▶ Directions
Below is a listing to transcribe in full and exactly; keep the pictures out.

▶ Supplied information
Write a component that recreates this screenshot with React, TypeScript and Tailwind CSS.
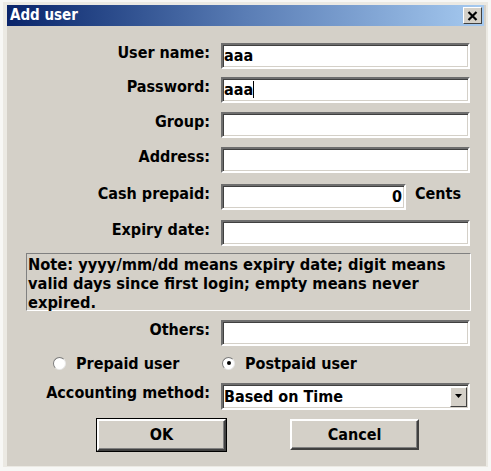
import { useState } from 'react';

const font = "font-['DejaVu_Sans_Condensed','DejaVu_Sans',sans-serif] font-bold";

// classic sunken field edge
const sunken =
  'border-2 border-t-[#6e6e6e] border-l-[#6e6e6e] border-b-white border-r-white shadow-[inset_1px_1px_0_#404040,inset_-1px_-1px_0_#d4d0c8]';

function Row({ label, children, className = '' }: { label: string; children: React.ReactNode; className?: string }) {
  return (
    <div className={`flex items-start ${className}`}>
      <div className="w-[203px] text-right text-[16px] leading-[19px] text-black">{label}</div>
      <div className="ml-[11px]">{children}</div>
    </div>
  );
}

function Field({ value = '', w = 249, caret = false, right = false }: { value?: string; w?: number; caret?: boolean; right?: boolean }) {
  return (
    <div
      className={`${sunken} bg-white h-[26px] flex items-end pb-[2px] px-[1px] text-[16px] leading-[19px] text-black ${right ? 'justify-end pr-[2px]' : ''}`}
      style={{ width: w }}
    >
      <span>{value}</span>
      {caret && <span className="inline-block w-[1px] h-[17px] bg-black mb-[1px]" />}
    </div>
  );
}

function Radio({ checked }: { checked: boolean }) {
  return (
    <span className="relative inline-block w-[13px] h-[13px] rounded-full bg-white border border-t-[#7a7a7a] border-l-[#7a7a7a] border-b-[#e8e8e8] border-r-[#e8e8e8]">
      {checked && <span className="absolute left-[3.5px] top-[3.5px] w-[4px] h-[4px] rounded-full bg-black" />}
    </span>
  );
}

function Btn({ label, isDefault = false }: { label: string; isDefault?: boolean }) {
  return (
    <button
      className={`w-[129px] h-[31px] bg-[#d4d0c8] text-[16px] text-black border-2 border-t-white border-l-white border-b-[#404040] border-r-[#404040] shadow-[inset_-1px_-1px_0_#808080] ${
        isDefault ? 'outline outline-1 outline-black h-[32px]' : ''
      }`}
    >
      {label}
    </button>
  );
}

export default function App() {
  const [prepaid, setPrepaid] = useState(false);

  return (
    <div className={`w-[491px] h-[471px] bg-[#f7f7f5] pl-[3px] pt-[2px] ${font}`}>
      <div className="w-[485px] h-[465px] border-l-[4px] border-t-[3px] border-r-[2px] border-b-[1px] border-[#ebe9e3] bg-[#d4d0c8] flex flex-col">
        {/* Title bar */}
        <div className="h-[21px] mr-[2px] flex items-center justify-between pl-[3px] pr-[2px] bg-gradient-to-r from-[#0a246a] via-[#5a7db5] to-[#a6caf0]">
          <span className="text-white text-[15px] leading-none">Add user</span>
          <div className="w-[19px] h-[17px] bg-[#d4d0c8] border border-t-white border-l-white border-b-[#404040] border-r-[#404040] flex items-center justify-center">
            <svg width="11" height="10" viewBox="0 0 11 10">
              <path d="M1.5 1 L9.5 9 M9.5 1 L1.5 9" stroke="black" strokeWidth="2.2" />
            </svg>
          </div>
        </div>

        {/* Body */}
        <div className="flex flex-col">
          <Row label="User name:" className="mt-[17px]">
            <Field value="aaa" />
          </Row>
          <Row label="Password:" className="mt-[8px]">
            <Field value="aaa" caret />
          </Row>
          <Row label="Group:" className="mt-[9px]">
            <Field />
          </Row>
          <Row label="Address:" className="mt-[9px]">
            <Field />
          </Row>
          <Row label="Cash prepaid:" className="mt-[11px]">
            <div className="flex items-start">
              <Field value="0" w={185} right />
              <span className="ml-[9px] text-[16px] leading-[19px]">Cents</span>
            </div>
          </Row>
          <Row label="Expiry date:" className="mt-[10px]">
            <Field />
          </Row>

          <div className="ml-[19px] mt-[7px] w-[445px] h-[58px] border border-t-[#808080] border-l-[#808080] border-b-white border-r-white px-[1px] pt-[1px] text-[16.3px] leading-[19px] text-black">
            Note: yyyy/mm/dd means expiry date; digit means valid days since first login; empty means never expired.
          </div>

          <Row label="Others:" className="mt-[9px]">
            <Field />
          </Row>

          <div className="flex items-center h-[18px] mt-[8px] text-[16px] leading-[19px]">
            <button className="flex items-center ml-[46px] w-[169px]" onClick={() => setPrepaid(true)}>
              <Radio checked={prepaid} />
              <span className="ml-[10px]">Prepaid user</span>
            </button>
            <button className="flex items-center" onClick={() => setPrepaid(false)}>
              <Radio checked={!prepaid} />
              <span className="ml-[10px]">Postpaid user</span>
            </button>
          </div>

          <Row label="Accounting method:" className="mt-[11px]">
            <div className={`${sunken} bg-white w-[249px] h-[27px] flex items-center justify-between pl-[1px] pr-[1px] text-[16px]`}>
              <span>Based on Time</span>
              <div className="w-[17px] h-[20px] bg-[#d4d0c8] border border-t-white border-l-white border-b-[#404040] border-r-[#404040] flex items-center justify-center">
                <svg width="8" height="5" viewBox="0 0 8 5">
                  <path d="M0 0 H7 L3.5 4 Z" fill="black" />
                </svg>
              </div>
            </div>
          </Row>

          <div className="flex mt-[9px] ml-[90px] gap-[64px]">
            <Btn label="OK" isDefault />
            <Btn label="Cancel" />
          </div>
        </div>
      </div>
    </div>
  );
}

▶ Expected answer
Write a component that recreates this screenshot with React, TypeScript and Tailwind CSS.
import { useState } from 'react';

const font = "font-['DejaVu_Sans_Condensed','DejaVu_Sans',sans-serif] font-bold";

// classic sunken field edge
const sunken =
  'border-2 border-t-[#6e6e6e] border-l-[#6e6e6e] border-b-white border-r-white shadow-[inset_1px_1px_0_#404040,inset_-1px_-1px_0_#d4d0c8]';

function Row({ label, children, className = '' }: { label: string; children: React.ReactNode; className?: string }) {
  return (
    <div className={`flex items-start ${className}`}>
      <div className="w-[203px] text-right text-[16px] leading-[19px] text-black">{label}</div>
      <div className="ml-[11px]">{children}</div>
    </div>
  );
}

function Field({ value = '', w = 249, caret = false, right = false }: { value?: string; w?: number; caret?: boolean; right?: boolean }) {
  return (
    <div
      className={`${sunken} bg-white h-[26px] flex items-end pb-[2px] px-[1px] text-[16px] leading-[19px] text-black ${right ? 'justify-end pr-[2px]' : ''}`}
      style={{ width: w }}
    >
      <span>{value}</span>
      {caret && <span className="inline-block w-[1px] h-[17px] bg-black mb-[1px]" />}
    </div>
  );
}

function Radio({ checked }: { checked: boolean }) {
  return (
    <span className="relative inline-block w-[13px] h-[13px] rounded-full bg-white border border-t-[#7a7a7a] border-l-[#7a7a7a] border-b-[#e8e8e8] border-r-[#e8e8e8]">
      {checked && <span className="absolute left-[3.5px] top-[3.5px] w-[4px] h-[4px] rounded-full bg-black" />}
    </span>
  );
}

function Btn({ label, isDefault = false }: { label: string; isDefault?: boolean }) {
  return (
    <button
      className={`w-[129px] h-[31px] bg-[#d4d0c8] text-[16px] text-black border-2 border-t-white border-l-white border-b-[#404040] border-r-[#404040] shadow-[inset_-1px_-1px_0_#808080] ${
        isDefault ? 'outline outline-1 outline-black h-[32px]' : ''
      }`}
    >
      {label}
    </button>
  );
}

export default function App() {
  const [prepaid, setPrepaid] = useState(false);

  return (
    <div className={`w-[491px] h-[471px] bg-[#f7f7f5] pl-[3px] pt-[2px] ${font}`}>
      <div className="w-[485px] h-[465px] border-l-[4px] border-t-[3px] border-r-[2px] border-b-[1px] border-[#ebe9e3] bg-[#d4d0c8] flex flex-col">
        {/* Title bar */}
        <div className="h-[21px] mr-[2px] flex items-center justify-between pl-[3px] pr-[2px] bg-gradient-to-r from-[#0a246a] via-[#5a7db5] to-[#a6caf0]">
          <span className="text-white text-[15px] leading-none">Add user</span>
          <div className="w-[19px] h-[17px] bg-[#d4d0c8] border border-t-white border-l-white border-b-[#404040] border-r-[#404040] flex items-center justify-center">
            <svg width="11" height="10" viewBox="0 0 11 10">
              <path d="M1.5 1 L9.5 9 M9.5 1 L1.5 9" stroke="black" strokeWidth="2.2" />
            </svg>
          </div>
        </div>

        {/* Body */}
        <div className="flex flex-col">
          <Row label="User name:" className="mt-[17px]">
            <Field value="aaa" />
          </Row>
          <Row label="Password:" className="mt-[8px]">
            <Field value="aaa" caret />
          </Row>
          <Row label="Group:" className="mt-[9px]">
            <Field />
          </Row>
          <Row label="Address:" className="mt-[9px]">
            <Field />
          </Row>
          <Row label="Cash prepaid:" className="mt-[11px]">
            <div className="flex items-start">
              <Field value="0" w={185} right />
              <span className="ml-[9px] text-[16px] leading-[19px]">Cents</span>
            </div>
          </Row>
          <Row label="Expiry date:" className="mt-[10px]">
            <Field />
          </Row>

          <div className="ml-[19px] mt-[7px] w-[445px] h-[58px] border border-t-[#808080] border-l-[#808080] border-b-white border-r-white px-[1px] pt-[1px] text-[16.3px] leading-[19px] text-black">
            Note: yyyy/mm/dd means expiry date; digit means valid days since first login; empty means never expired.
          </div>

          <Row label="Others:" className="mt-[9px]">
            <Field />
          </Row>

          <div className="flex items-center h-[18px] mt-[8px] text-[16px] leading-[19px]">
            <button className="flex items-center ml-[46px] w-[169px]" onClick={() => setPrepaid(true)}>
              <Radio checked={prepaid} />
              <span className="ml-[10px]">Prepaid user</span>
            </button>
            <button className="flex items-center" onClick={() => setPrepaid(false)}>
              <Radio checked={!prepaid} />
              <span className="ml-[10px]">Postpaid user</span>
            </button>
          </div>

          <Row label="Accounting method:" className="mt-[11px]">
            <div className={`${sunken} bg-white w-[249px] h-[27px] flex items-center justify-between pl-[1px] pr-[1px] text-[16px]`}>
              <span>Based on Time</span>
              <div className="w-[17px] h-[20px] bg-[#d4d0c8] border border-t-white border-l-white border-b-[#404040] border-r-[#404040] flex items-center justify-center">
                <svg width="8" height="5" viewBox="0 0 8 5">
                  <path d="M0 0 H7 L3.5 4 Z" fill="black" />
                </svg>
              </div>
            </div>
          </Row>

          <div className="flex mt-[9px] ml-[90px] gap-[64px]">
            <Btn label="OK" isDefault />
            <Btn label="Cancel" />
          </div>
        </div>
      </div>
    </div>
  );
}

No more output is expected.